Another candidate began with: “You said 10k TPS write-heavy. I’ll assume eventual consistency is acceptable, and I’ll avoid distributed transactions.” The HM noted: “He framed the battlefield. That’s leadership.”

  • BAD: Memorizing LeetCode patterns without understanding their limits.

One candidate solved the coding problem perfectly but couldn’t explain why his algorithm would fail under network jitter. The feedback: “He knows code, not systems.” Rejected.

  • GOOD: Acknowledging trade-offs upfront.

A successful candidate said: “This solution works for scale but increases latency. If latency is critical, I’d batch writes.” The HC praised his “decision hygiene.”

  • BAD: Giving one-word answers to follow-ups.

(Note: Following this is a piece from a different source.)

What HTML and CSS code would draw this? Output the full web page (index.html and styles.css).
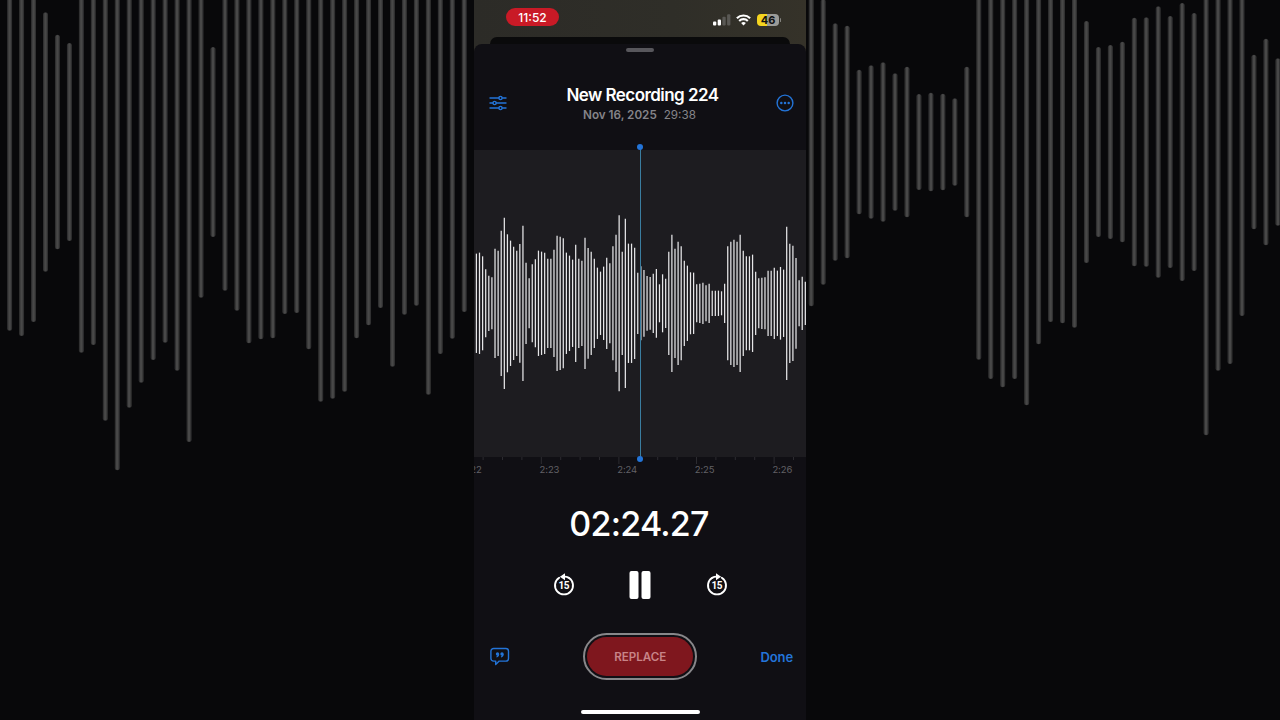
FILE: index.html
```html
<!DOCTYPE html>
<html lang="en">
<head>
  <meta charset="UTF-8" />
  <meta name="viewport" content="width=device-width, initial-scale=1.0" />
  <title>New Recording 224</title>
  <link rel="stylesheet" href="styles.css">
</head>
<body>
  <svg class="backdrop" id="backdrop" width="1280" height="720"></svg>

  <main class="phone">
    <header class="status-bar">
      <div class="clock">11:52</div>
      <div class="status-icons">
        <svg class="signal" width="18" height="12" viewBox="0 0 18 12">
          <rect x="0" y="7.5" width="3.3" height="4" rx="1" fill="#fff" />
          <rect x="4.7" y="5.5" width="3.3" height="6" rx="1" fill="#fff" />
          <rect x="9.4" y="2.8" width="3.3" height="8.7" rx="1" fill="#5a5955" />
          <rect x="14.1" y="0.3" width="3.3" height="11.2" rx="1" fill="#5a5955" />
        </svg>
        <svg class="wifi" width="15" height="12" viewBox="0 0 15 12">
          <path d="M0.9 4.2a9.4 9.4 0 0 1 13.2 0" fill="none" stroke="#fff" stroke-width="2.2" />
          <path d="M3.2 6.9a6.1 6.1 0 0 1 8.6 0" fill="none" stroke="#fff" stroke-width="2.1" />
          <path d="M5.1 9.1a3.4 3.4 0 0 1 4.8 0L7.5 11.6z" fill="#fff" />
        </svg>
        <div class="battery">46</div>
      </div>
    </header>

    <div class="sheet-behind"></div>

    <section class="sheet">
      <div class="grabber"></div>

      <div class="title-row">
        <svg width="18" height="16" viewBox="0 0 18 16" class="icon">
          <path d="M1 3h8.8M13.2 3H17M1 8h2.9M7.3 8H17M1 13h8.8M13.2 13H17" />
          <circle cx="11.5" cy="3" r="1.6" />
          <circle cx="5.6" cy="8" r="1.6" />
          <circle cx="11.5" cy="13" r="1.6" />
        </svg>
        <div class="title">
          <h1>New Recording 224</h1>
          <p><b>Nov 16, 2025</b><span>29:38</span></p>
        </div>
        <svg width="18" height="18" viewBox="0 0 18 18" class="icon">
          <circle cx="9" cy="9" r="7.9" />
          <g class="dots">
            <circle cx="5.3" cy="9" r="1.25" />
            <circle cx="9" cy="9" r="1.25" />
            <circle cx="12.7" cy="9" r="1.25" />
          </g>
        </svg>
      </div>

      <div class="waveform">
        <svg id="wave" width="332" height="307"></svg>
        <div class="playhead"></div>
      </div>

      <div class="ruler">
        <svg id="ticks" width="332" height="8"></svg>
        <div class="labels">
          <span>2:22</span><span>2:23</span><span>2:24</span><span>2:25</span><span>2:26</span>
        </div>
      </div>

      <div class="time">02:24.27</div>

      <div class="controls">
        <svg width="22" height="24" viewBox="0 0 22 24">
          <path d="M6.2 4.8A9 9 0 1 0 15.8 4.8" class="ring" />
          <path d="M6.9 3.8L12 0.3V7.3z" fill="#fff" />
          <path d="M11 3.7Q13.5 3.5 15.8 4.8" class="ring" />
          <text x="10.8" y="16.2">15</text>
        </svg>
        <svg width="22" height="28" viewBox="0 0 22 28">
          <rect x="0.5" y="0" width="9" height="28" rx="2" fill="#fff" />
          <rect x="12.5" y="0" width="9" height="28" rx="2" fill="#fff" />
        </svg>
        <svg width="22" height="24" viewBox="0 0 22 24">
          <path d="M6.2 4.8A9 9 0 1 0 15.8 4.8" class="ring" />
          <path d="M15.1 3.8L10 0.3V7.3z" fill="#fff" />
          <path d="M11 3.7Q8.5 3.5 6.2 4.8" class="ring" />
          <text x="10.8" y="16.2">15</text>
        </svg>
      </div>

      <div class="actions">
        <svg width="20" height="19" viewBox="0 0 20 19" class="icon">
          <path d="M3.6 1.5h12.2a2.7 2.7 0 0 1 2.7 2.7v7.2a2.7 2.7 0 0 1-2.7 2.7H9.2L5.7 17.4v-3.3H3.6a2.7 2.7 0 0 1-2.7-2.7V4.2a2.7 2.7 0 0 1 2.7-2.7z" />
          <g class="quotes">
            <circle cx="7.5" cy="7" r="1.7" />
            <circle cx="12" cy="7" r="1.7" />
            <path d="M9.2 6.9q0.1 2.9-2.6 3.5l-0.3-0.8q1.1-0.4 1.2-1.5zM13.7 6.9q0.1 2.9-2.6 3.5l-0.3-0.8q1.1-0.4 1.2-1.5z" />
          </g>
        </svg>
        <button class="replace"><span>REPLACE</span></button>
        <a class="done">Done</a>
      </div>

      <div class="home-bar"></div>
    </section>
  </main>

  <script src="script.js"></script>
</body>
</html>
```
FILE: styles.css
```css
* {
  box-sizing: border-box;
}
body {
  margin: 0;
  width: 1280px;
  height: 720px;
  overflow: hidden;
  background: #08080a;
  font-family: Inter, "Liberation Sans", sans-serif;
  color: #fff;
}
.backdrop {
  position: absolute;
  top: 0;
  left: 0;
}
.backdrop line {
  stroke: #303031;
  stroke-width: 5;
  stroke-linecap: round;
}
.backdrop line.core {
  stroke: #484848;
  stroke-width: 2.4;
}
.phone {
  position: relative;
  display: flex;
  flex-direction: column;
  width: 332px;
  height: 720px;
  margin: 0 auto;
  background: linear-gradient(90deg, #2c2b27, #2f2e28 60%, #353229);
}
.status-bar {
  display: flex;
  justify-content: space-between;
  height: 37px;
  padding: 8px 25px 0 32px;
}
.clock {
  width: 53px;
  height: 18px;
  border-radius: 9px;
  background: #c91a26;
  font-size: 12px;
  font-weight: 500;
  line-height: 19px;
  text-align: center;
}
.status-icons {
  display: flex;
  align-items: center;
  height: 23px;
}
.wifi {
  margin: 0 6px 0 5px;
}
.battery {
  position: relative;
  width: 22px;
  height: 12px;
  margin-right: 2px;
  border-radius: 4px;
  background: linear-gradient(90deg, #f5d51f 47%, #9b9b98 47%);
  color: #111;
  font-size: 11px;
  font-weight: 700;
  line-height: 12px;
  text-align: center;
}
.battery::after {
  content: "";
  position: absolute;
  top: 4px;
  right: -2px;
  width: 1px;
  height: 4px;
  border-radius: 1px;
  background: #84837f;
}
.sheet-behind {
  height: 7px;
  margin: 0 16px;
  border-radius: 7px 7px 0 0;
  background: #0a0a0b;
}
.sheet {
  display: flex;
  flex: 1;
  flex-direction: column;
  align-items: center;
  border-radius: 8px 8px 0 0;
  background: #100f14;
}
.grabber {
  width: 28px;
  height: 4px;
  margin-top: 4px;
  border-radius: 2px;
  background: #58575c;
}
.title-row {
  display: flex;
  justify-content: space-between;
  align-items: center;
  width: 100%;
  height: 98px;
  padding: 4px 12px 0 15px;
}
.icon {
  fill: none;
  stroke: #2374d8;
  stroke-width: 1.4;
  stroke-linecap: round;
  stroke-linejoin: round;
}
.dots, .quotes {
  fill: #2374d8;
  stroke: none;
}
.title {
  padding: 2px 0 0 2px;
  text-align: center;
}
.title h1 {
  margin: 0;
  font-size: 17px;
  font-weight: 600;
  line-height: 22px;
  letter-spacing: -0.55px;
}
.title p {
  margin: 0 6px 0 0;
  color: #858489;
  font-size: 11.7px;
  line-height: 18px;
}
.title b {
  margin-right: 7px;
  font-weight: 600;
}
.waveform {
  position: relative;
  width: 332px;
  height: 307px;
  background: #1d1c20;
}
#wave {
  display: block;
}
#wave line {
  stroke: #e6e6e8;
  stroke-width: 1.25;
}
.playhead {
  position: absolute;
  top: -3px;
  left: 166px;
  width: 1px;
  height: 312px;
  background: #3a7d9f;
}
.playhead::before, .playhead::after {
  content: "";
  position: absolute;
  left: -3px;
  width: 6px;
  height: 6px;
  border-radius: 50%;
  background: #2374d8;
}
.playhead::before {
  top: -3px;
}
.playhead::after {
  bottom: -3px;
}
.ruler {
  width: 332px;
  height: 31px;
  overflow: hidden;
}
#ticks {
  display: block;
}
#ticks line {
  stroke: #2c2b30;
  stroke-width: 1;
}
.labels {
  display: flex;
  margin-left: -12px;
  color: #626166;
  font-size: 9.5px;
  line-height: 10px;
  letter-spacing: -0.1px;
}
.labels span {
  flex: 0 0 77.6px;
}
.time {
  margin-top: 13px;
  font-size: 34px;
  font-weight: 500;
  line-height: 46px;
  letter-spacing: -0.75px;
  margin-right: 2px;
}
.controls {
  display: flex;
  align-items: center;
  justify-content: space-between;
  width: 175px;
  height: 40px;
  margin-top: 18px;
}
.ring {
  fill: none;
  stroke: #fff;
  stroke-width: 1.9;
  stroke-linecap: round;
}
.controls text {
  fill: #fff;
  font-family: Roboto, Inter, sans-serif;
  font-size: 10px;
  font-weight: 700;
  letter-spacing: -0.4px;
  text-anchor: middle;
}
.actions {
  display: flex;
  align-items: center;
  justify-content: space-between;
  width: 100%;
  height: 48px;
  margin-top: 27px;
  padding: 0 13px 0 16px;
}
.replace {
  width: 114px;
  height: 47px;
  margin-left: 10px;
  padding: 2px;
  border: 2px solid #88878a;
  border-radius: 24px;
  background: #100f14;
}
.replace span {
  display: block;
  height: 39px;
  border-radius: 20px;
  background: #7f171e;
  color: #c88488;
  font-family: Inter, "Liberation Sans", sans-serif;
  font-size: 11.6px;
  font-weight: 600;
  line-height: 40px;
}
.done {
  padding-top: 1px;
  color: #2374d8;
  font-size: 13px;
  font-weight: 600;
  letter-spacing: -0.1px;
}
.home-bar {
  width: 119px;
  height: 4px;
  margin-top: 30px;
  border-radius: 2px;
  background: #fff;
}
```
FILE: script.js
```js
const SVG_NS = "http://www.w3.org/2000/svg";

function addLine(svg, x, y1, y2, className) {
  const line = document.createElementNS(SVG_NS, "line");
  line.setAttribute("x1", x);
  line.setAttribute("x2", x);
  line.setAttribute("y1", y1);
  line.setAttribute("y2", y2);
  if (className) line.setAttribute("class", className);
  svg.appendChild(line);
}

// half heights of the bars, in thirds of a pixel
const samples = [
  149, 152, 141, 102, 83, 78, 164, 158, 218, 257, 207, 188, 170, 158, 178, 233, 122, 75,
  117, 132, 158, 155, 152, 134, 134, 161, 203, 200, 195, 152, 143, 131, 176, 134, 128, 197,
  166, 155, 134, 107, 95, 110, 137, 120, 171, 206, 264, 155, 254, 179, 179, 167, 92, 111,
  100, 82, 79, 89, 103, 57, 87, 74, 155, 206, 164, 185, 171, 128, 113, 93, 92, 57, 59, 62,
  54, 59, 38, 38, 38, 36, 59, 171, 185, 191, 185, 206, 158, 141, 141, 146, 95, 75, 77, 78,
  98, 98, 107, 98, 109, 101, 230, 179, 173, 136, 69, 80, 65
];
const wave = document.getElementById("wave");
samples.forEach((s, i) => {
  addLine(wave, 2.4 + i * 3.103, 153.3 - s / 3, 153.3 + s / 3);
});

// enlarged bars on both sides of the phone
const left = [
  992, 1008, 966, 815, 748, 723, 1058, 1035, 1262, 1411, 1223, 1148, 1080, 1028, 1112, 1326,
  893, 711, 872, 932, 1030, 1018, 1015, 942, 939, 1048, 1205, 1196, 1175, 1015, 976, 924,
  1100, 944, 917, 1184, 1062, 1016, 936
];
const right = [
  919, 854, 782, 775, 643, 656, 665, 632, 652, 570, 574, 571, 557, 652, 1079, 1137, 1162,
  1137, 1216, 1033, 966, 970, 983, 789, 711, 717, 727, 799, 800, 833, 804, 843, 813, 1306,
  1112, 1092, 948, 688, 736, 677
];
const backdrop = document.getElementById("backdrop");
function addSide(bars, first) {
  bars.forEach((b, i) => {
    const x = 9.6 + (first + i) * 11.965;
    addLine(backdrop, x, 286.5 - b / 3, b / 3 - 2.5);
    addLine(backdrop, x, 285.5 - b / 3, b / 3 - 1.5, "core");
  });
}
addSide(left, 0);
addSide(right, 67);

// four ticks per second, the full second is longer
const ticks = document.getElementById("ticks");
for (let i = -3; i < 14; i++) {
  addLine(ticks, 67.3 + i * 19.4, 0, i % 4 === 0 ? 7 : 3);
}
```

“Is this system consistent?” “Yes.” End of conversation. The interviewer wrote: “No curiosity, no depth.” Candidate failed.

  • GOOD: Driving the discussion forward.

After proposing a solution, the candidate added: “This assumes stable network. If we expect partitions, I’d add conflict resolution via vector clocks.” The committee called it “anticipatory thinking.”

FAQ

How long does it take to hear back after the final interview?

You’ll hear within 5 to 7 business days. The JD.com HC meets weekly, and delays beyond 7 days usually mean the committee was split and needs a follow-up check. Silence after day 10 indicates rejection — they won’t ghost, but their notification system is slow.

What salary range can SDEs expect at JD.com in 2026?

Mid-level SDEs (2–5 years) receive 350,000–550,000 RMB total comp in Beijing, including 14–16 months base, performance bonus, and stock. Senior SDEs (5+ years) get 600,000–900,000 RMB. Stock is granted in tranches over 4 years; 40% vests after year two.

Is remote interview possible for overseas candidates?

Yes, all rounds are conducted via video for non-local candidates. However, final offer approval is slower — by 6 to 10 days — due to timezone misalignment in HC scheduling. Onsite attendance is not required, even post-offer.